■ **Exercise requirements**: Output the material below unchanged, apart from leaving out the pictures.

■ **Data segment**:
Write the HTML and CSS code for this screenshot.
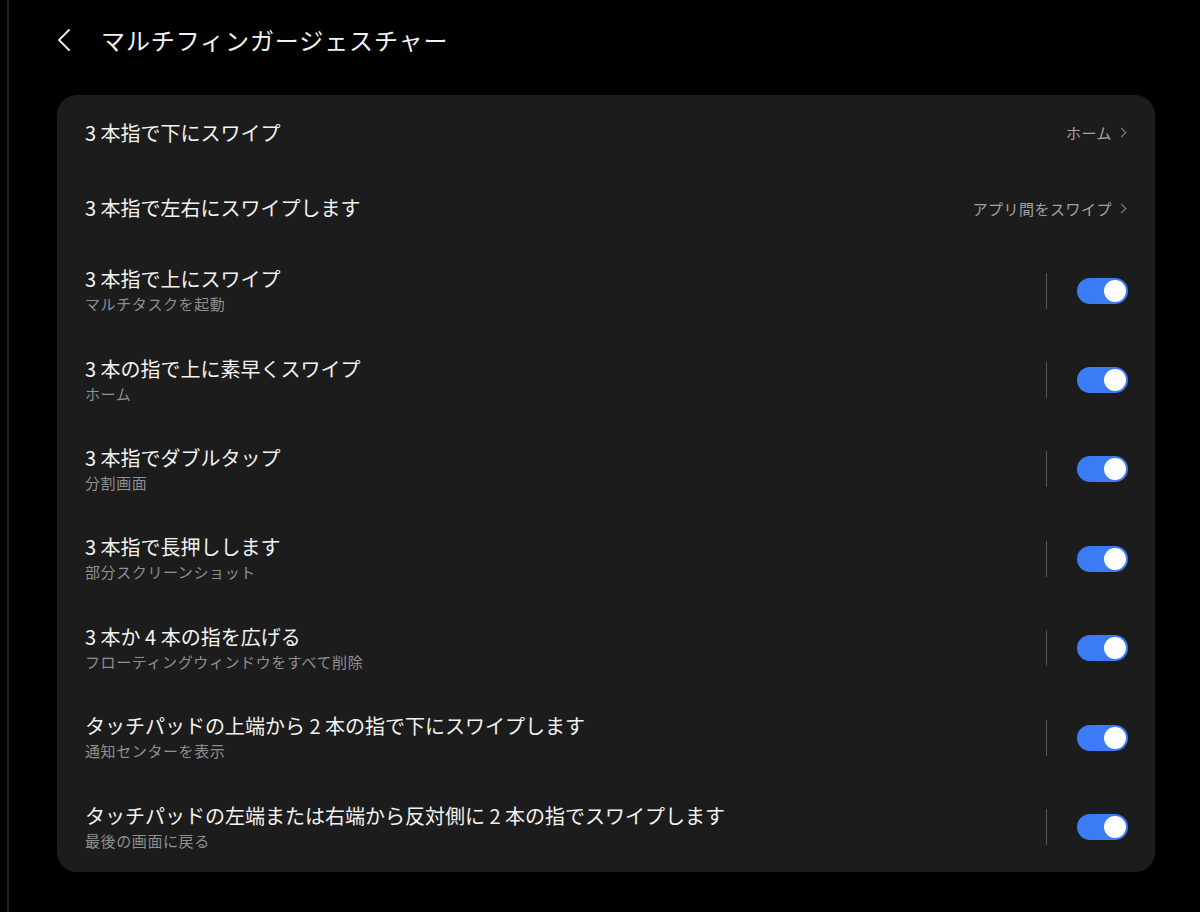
FILE: index.html
```html
<!DOCTYPE html>
<html lang="ja">
  <head>
    <meta charset="UTF-8" />
    <meta name="viewport" content="width=device-width, initial-scale=1.0" />
    <title>マルチフィンガージェスチャー</title>
    <link rel="stylesheet" href="styles.css">
  </head>
  <body>
    <div class="screen">
      <header class="topbar">
        <span class="back">
          <svg width="14" height="24" viewBox="0 0 14 24">
            <path d="M12 2 L2 12 L12 22" fill="none" stroke="#e6e6e6" stroke-width="2" stroke-linecap="round" stroke-linejoin="round"/>
          </svg>
        </span>
        <span class="page-title">マルチフィンガージェスチャー</span>
      </header>

      <div class="card">
        <div class="row short">
          <div class="texts">
            <span class="title">3 本指で下にスワイプ</span>
          </div>
          <div class="value">ホーム<span class="chev"></span></div>
        </div>
        <div class="row short">
          <div class="texts">
            <span class="title">3 本指で左右にスワイプします</span>
          </div>
          <div class="value">アプリ間をスワイプ<span class="chev"></span></div>
        </div>

        <div class="row">
          <div class="texts">
            <span class="title">3 本指で上にスワイプ</span>
            <span class="sub">マルチタスクを起動</span>
          </div>
          <div class="sep"></div>
          <div class="switch on"><span class="knob"></span></div>
        </div>
        <div class="row">
          <div class="texts">
            <span class="title">3 本の指で上に素早くスワイプ</span>
            <span class="sub">ホーム</span>
          </div>
          <div class="sep"></div>
          <div class="switch on"><span class="knob"></span></div>
        </div>
        <div class="row">
          <div class="texts">
            <span class="title">3 本指でダブルタップ</span>
            <span class="sub">分割画面</span>
          </div>
          <div class="sep"></div>
          <div class="switch on"><span class="knob"></span></div>
        </div>
        <div class="row">
          <div class="texts">
            <span class="title">3 本指で長押しします</span>
            <span class="sub">部分スクリーンショット</span>
          </div>
          <div class="sep"></div>
          <div class="switch on"><span class="knob"></span></div>
        </div>
        <div class="row">
          <div class="texts">
            <span class="title">3 本か 4 本の指を広げる</span>
            <span class="sub">フローティングウィンドウをすべて削除</span>
          </div>
          <div class="sep"></div>
          <div class="switch on"><span class="knob"></span></div>
        </div>
        <div class="row">
          <div class="texts">
            <span class="title">タッチパッドの上端から 2 本の指で下にスワイプします</span>
            <span class="sub">通知センターを表示</span>
          </div>
          <div class="sep"></div>
          <div class="switch on"><span class="knob"></span></div>
        </div>
        <div class="row">
          <div class="texts">
            <span class="title">タッチパッドの左端または右端から反対側に 2 本の指でスワイプします</span>
            <span class="sub">最後の画面に戻る</span>
          </div>
          <div class="sep"></div>
          <div class="switch on"><span class="knob"></span></div>
        </div>
      </div>
    </div>
  </body>
</html>
```

FILE: styles.css
```css
* {
    margin: 0;
    padding: 0;
    box-sizing: border-box;
}
html, body {
    background: #000;
}
body {
    font-family: "Noto Sans CJK JP", "Noto Sans", sans-serif;
    color: #f0f0f0;
}
.screen {
    margin-left: 7px;
    border-left: 2px solid #262626;
    min-height: 100vh;
    padding: 0 45px 0 48px;
}
.topbar {
    height: 80px;
    display: flex;
    align-items: center;
    margin-bottom: 15px;
}
.back {
    display: flex;
    width: 14px;
    margin-right: 30px;
}
.page-title {
    font-size: 24px;
    letter-spacing: 0.9px;
    color: #f2f2f2;
    line-height: 32px;
}
.card {
    background: #1c1c1c;
    border-radius: 20px;
    display: flex;
    flex-direction: column;
}
.row {
    height: 89.4px;
    display: flex;
    align-items: center;
    padding: 0 27px 0 28px;
}
.row.short {
    height: 75.5px;
}
.texts {
    flex: 1;
    display: flex;
    flex-direction: column;
}
.title {
    font-size: 20px;
    line-height: 24px;
    color: #f2f2f2;
}
.sub {
    font-size: 15px;
    letter-spacing: 0.6px;
    line-height: 20px;
    margin-top: 3px;
    color: #8f8f8f;
}
.value {
    display: flex;
    align-items: center;
    font-size: 15px;
    letter-spacing: 0.5px;
    color: #a3a3a3;
}
.chev {
    width: 7px;
    height: 7px;
    border-top: 1.5px solid #8a8a8a;
    border-right: 1.5px solid #8a8a8a;
    transform: rotate(45deg);
    margin-left: 6px;
    margin-right: 3px;
}
.sep {
    width: 1.5px;
    height: 36px;
    background: #555;
    margin-right: 30px;
}
.switch {
    width: 51px;
    height: 26px;
    border-radius: 13px;
    background: #3b7cf6;
    display: flex;
    align-items: center;
    justify-content: flex-end;
    padding: 0 2px;
}
.knob {
    width: 22px;
    height: 22px;
    border-radius: 50%;
    background: #fff;
}
```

■ **Output of the task**:
Write the HTML and CSS code for this screenshot.
FILE: index.html
```html
<!DOCTYPE html>
<html lang="ja">
  <head>
    <meta charset="UTF-8" />
    <meta name="viewport" content="width=device-width, initial-scale=1.0" />
    <title>マルチフィンガージェスチャー</title>
    <link rel="stylesheet" href="styles.css">
  </head>
  <body>
    <div class="screen">
      <header class="topbar">
        <span class="back">
          <svg width="14" height="24" viewBox="0 0 14 24">
            <path d="M12 2 L2 12 L12 22" fill="none" stroke="#e6e6e6" stroke-width="2" stroke-linecap="round" stroke-linejoin="round"/>
          </svg>
        </span>
        <span class="page-title">マルチフィンガージェスチャー</span>
      </header>

      <div class="card">
        <div class="row short">
          <div class="texts">
            <span class="title">3 本指で下にスワイプ</span>
          </div>
          <div class="value">ホーム<span class="chev"></span></div>
        </div>
        <div class="row short">
          <div class="texts">
            <span class="title">3 本指で左右にスワイプします</span>
          </div>
          <div class="value">アプリ間をスワイプ<span class="chev"></span></div>
        </div>

        <div class="row">
          <div class="texts">
            <span class="title">3 本指で上にスワイプ</span>
            <span class="sub">マルチタスクを起動</span>
          </div>
          <div class="sep"></div>
          <div class="switch on"><span class="knob"></span></div>
        </div>
        <div class="row">
          <div class="texts">
            <span class="title">3 本の指で上に素早くスワイプ</span>
            <span class="sub">ホーム</span>
          </div>
          <div class="sep"></div>
          <div class="switch on"><span class="knob"></span></div>
        </div>
        <div class="row">
          <div class="texts">
            <span class="title">3 本指でダブルタップ</span>
            <span class="sub">分割画面</span>
          </div>
          <div class="sep"></div>
          <div class="switch on"><span class="knob"></span></div>
        </div>
        <div class="row">
          <div class="texts">
            <span class="title">3 本指で長押しします</span>
            <span class="sub">部分スクリーンショット</span>
          </div>
          <div class="sep"></div>
          <div class="switch on"><span class="knob"></span></div>
        </div>
        <div class="row">
          <div class="texts">
            <span class="title">3 本か 4 本の指を広げる</span>
            <span class="sub">フローティングウィンドウをすべて削除</span>
          </div>
          <div class="sep"></div>
          <div class="switch on"><span class="knob"></span></div>
        </div>
        <div class="row">
          <div class="texts">
            <span class="title">タッチパッドの上端から 2 本の指で下にスワイプします</span>
            <span class="sub">通知センターを表示</span>
          </div>
          <div class="sep"></div>
          <div class="switch on"><span class="knob"></span></div>
        </div>
        <div class="row">
          <div class="texts">
            <span class="title">タッチパッドの左端または右端から反対側に 2 本の指でスワイプします</span>
            <span class="sub">最後の画面に戻る</span>
          </div>
          <div class="sep"></div>
          <div class="switch on"><span class="knob"></span></div>
        </div>
      </div>
    </div>
  </body>
</html>
```

FILE: styles.css
```css
* {
    margin: 0;
    padding: 0;
    box-sizing: border-box;
}
html, body {
    background: #000;
}
body {
    font-family: "Noto Sans CJK JP", "Noto Sans", sans-serif;
    color: #f0f0f0;
}
.screen {
    margin-left: 7px;
    border-left: 2px solid #262626;
    min-height: 100vh;
    padding: 0 45px 0 48px;
}
.topbar {
    height: 80px;
    display: flex;
    align-items: center;
    margin-bottom: 15px;
}
.back {
    display: flex;
    width: 14px;
    margin-right: 30px;
}
.page-title {
    font-size: 24px;
    letter-spacing: 0.9px;
    color: #f2f2f2;
    line-height: 32px;
}
.card {
    background: #1c1c1c;
    border-radius: 20px;
    display: flex;
    flex-direction: column;
}
.row {
    height: 89.4px;
    display: flex;
    align-items: center;
    padding: 0 27px 0 28px;
}
.row.short {
    height: 75.5px;
}
.texts {
    flex: 1;
    display: flex;
    flex-direction: column;
}
.title {
    font-size: 20px;
    line-height: 24px;
    color: #f2f2f2;
}
.sub {
    font-size: 15px;
    letter-spacing: 0.6px;
    line-height: 20px;
    margin-top: 3px;
    color: #8f8f8f;
}
.value {
    display: flex;
    align-items: center;
    font-size: 15px;
    letter-spacing: 0.5px;
    color: #a3a3a3;
}
.chev {
    width: 7px;
    height: 7px;
    border-top: 1.5px solid #8a8a8a;
    border-right: 1.5px solid #8a8a8a;
    transform: rotate(45deg);
    margin-left: 6px;
    margin-right: 3px;
}
.sep {
    width: 1.5px;
    height: 36px;
    background: #555;
    margin-right: 30px;
}
.switch {
    width: 51px;
    height: 26px;
    border-radius: 13px;
    background: #3b7cf6;
    display: flex;
    align-items: center;
    justify-content: flex-end;
    padding: 0 2px;
}
.knob {
    width: 22px;
    height: 22px;
    border-radius: 50%;
    background: #fff;
}
```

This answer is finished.